Cavaco Silva colocou Pulo do Lobo no mapa.

António Guterres viajou até ao Japão. No Largo do Rato vivia-se o desconforto de ver o Presidente a assumir o papel de líder da oposição."Causa sempre alguma perturbação quando os presidentes em funções desempenham atividades que num certo sentido beliscam aquelas que são as atividades próprias dos partidos da oposição, nesse sentido causou algum incómodo", relembra Santos Silva.

Era um incómodo com o Presidente de então, mas também com o futuro Presidente. Jorge Sampaio anuncia a candidatura a Belém ao mesmo tempo que o secretário-geral quer o PS concentrado nas legislativas.

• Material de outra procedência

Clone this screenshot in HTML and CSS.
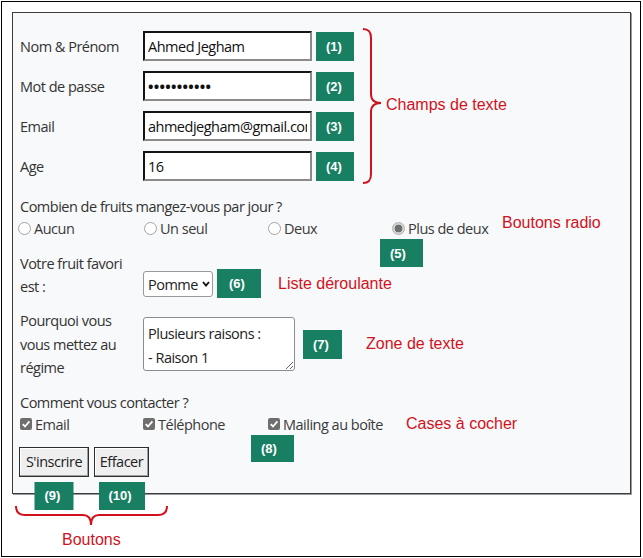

Houve um telefonema e um silêncio. Sampaio confessou, mais tarde, que Guterres “ficou absolutamente à rasca” por ter feito o anúncio à margem do partido.

Por essa altura, António Guterres preparava os “Estados Gerais”. Andou pelo país, chamou independentes, pediu ideias. No documento final estava um programa eleitoral.

"Houve uma certa resistência do que é vulgar chamar-se o aparelho do partido mas uma resistência muito fugaz", refere Santos Silva. "Acredita que os Estados Gerais foram decisivos para a vitória de 1995? Não tenho mínima dúvida sobre isso", admite.

Mas o PS sabia que boas propostas não chegam para ganhar eleições. E, pela primeira vez, a política socorreu-se de um publicitário. Edson Athayde apostou na “razão e no coração”, depois de 10 anos de cavaquismo.

Ainda faltavam quatro meses para campanha eleitoral. Uma gafe entrou na história, pela voz de Guterres. "O produto interno bruto são cerca de 3 mil milhões de contos… portanto 6 por cento de 3 mil milhões… 6 x 3 18… um milhão… enfim é fazer as contas"...

“Um casinho na campanha”, admite Santos Silva à luz do presente. "Foi uma perturbação, uma perturbação de percurso, um acidente de percurso. (...)O que aconteceu era o mais inesperado tendo em conta a personalidade e o perfil de António Guterres. Ele sabia os números todos de cor e salteado".

É a noite do regresso ao poder. Guterres ganha por muitos. Fernando Nogueira, herdeiro de Cavaco Silva na liderança dos sociais-democratas, não resiste à derrota. O PSD elege um novo líder, que ajuda a governação Marcelo Rebelo de Sousa deixa passar três Orçamentos do Estado.

"O PSD fará tudo para que Portugal entre no Euro na primavera de 1998. Fará tudo o que for necessário", diz Marcelo.
 
Foram quatro anos de diálogo e negociação constantes. Pela primeira vez um governo minoritário cumpriu a legislatura até ao fim.

Os socialistas colecionavam vitórias. Jorge Sampaio tinha ganho as Presidenciais, ainda para mais a Cavaco Silva. Foi a desforra de 1991 – quando foi derrotado pela maioria absoluta.

Nas eleições de 1999 socialistas queriam mais. O resultado surpreendeu. Os portugueses decidiram um empate. Ficou a um deputado da maioria absoluta.

"Sai daqui desiludido? Não, saio daqui satisfeitíssimo e cheio de vontade de trabalhar", responde Guterres.
 
Sem a tão desejada maioria absoluta, começaram os “orçamentos limano”. Daniel Campelo, do CDS, foi decisivo: era o deputado 116.

Santos Silva recorda o impacto destes orçamentos. "Foi um incómodo para o governo, foi um incómodo para o partido. Foi uma decisão muito difícil que nos demorou muitas horas”, refere. “O país não tinha orçamento ou o PS aceitava o voto favorável do eng. Daniel Campelo”, lembra.
Foto: Pedro Góis - RTP

O segundo governo de António Guterres não foi bem-sucedido.
 
A queda da ponte Hintze Ribeiro, em Castelo de Paiva, exibe as fragilidades do país que está longe de Lisboa. Morrem 59 pessoas. Jorge Coelho sai do Governo. “A culpa não pode morrer solteira”, diz. O governo perde um dos pilares mais importantes.
 
Polémicas como a coincineração ou os touros de morte, em Barrancos, desgastam o primeiro-ministro.
A derrota, por muitos, nas eleições autárquicas de 2001, precipitam uma decisão.

“Ccom inteira lucidez devo reconhecer que se nada fizesse o país cairia inevitavelmente num pântano político, que minaria as relações de confiança entre governantes e governados. Por isso pedirei ao Sr PR que me receba para lhe apresentar o meu pedido de demissão das funções de primeiro-ministro”, assume Guterres.

É a saída de cena de António Guterres, mas só da política doméstica. O palco internacional veio a seguir.